Czy jest to interpretacja za bardzo przeniknięta duchem CL? Przekonajcie się sami. Wystarczy przeczytać i osądzać, aby móc powiedzieć, czy faktycznie z książki McCarthy`ego wypływa pewna oczywistość. Nawet w świecie, w którym nie ma już nic więcej, albo jeszcze gorzej, który wzbudza strach, stał się zagrożeniem i ryzykiem, którego trzeba unikać, człowiek odkrywa siebie – i pozostaje sobą, nie straci swojego człowieczeństwa – tylko pozostając w relacji. Jak ojciec i syn, z tym, co niosą w sobie, co jest ostatecznie pozytywne, z dobrą tajemnicą. Staje się to widoczne do tego stopnia, że w ostatnim dialogu, kiedy rozmawiają o drugim dziecku, które dostrzegli w drodze kilka dni wcześniej, padają słowa: „Znajdzie je dobro. Zawsze tak było. I nadal będzie”. Jest to przesłanie dla syna, bardzo jasne: ty nie umrzesz. Są inni „dobrzy”, których można spotkać.

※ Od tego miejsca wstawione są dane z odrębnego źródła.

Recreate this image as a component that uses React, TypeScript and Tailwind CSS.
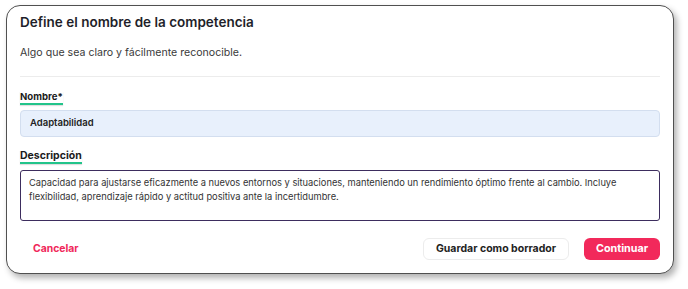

Nie spodziewajcie się radosnego jak z Hollywood zakończenia, ale nadziei tak. Nadziei mocnej i pewnej. Pozwalającej człowiekowi na głęboki oddech również wśród łez. Oddech, który wciąż mieszka w świecie, gdzie „każda rzecz jest starsza od człowieka i drży  tajemnicą”.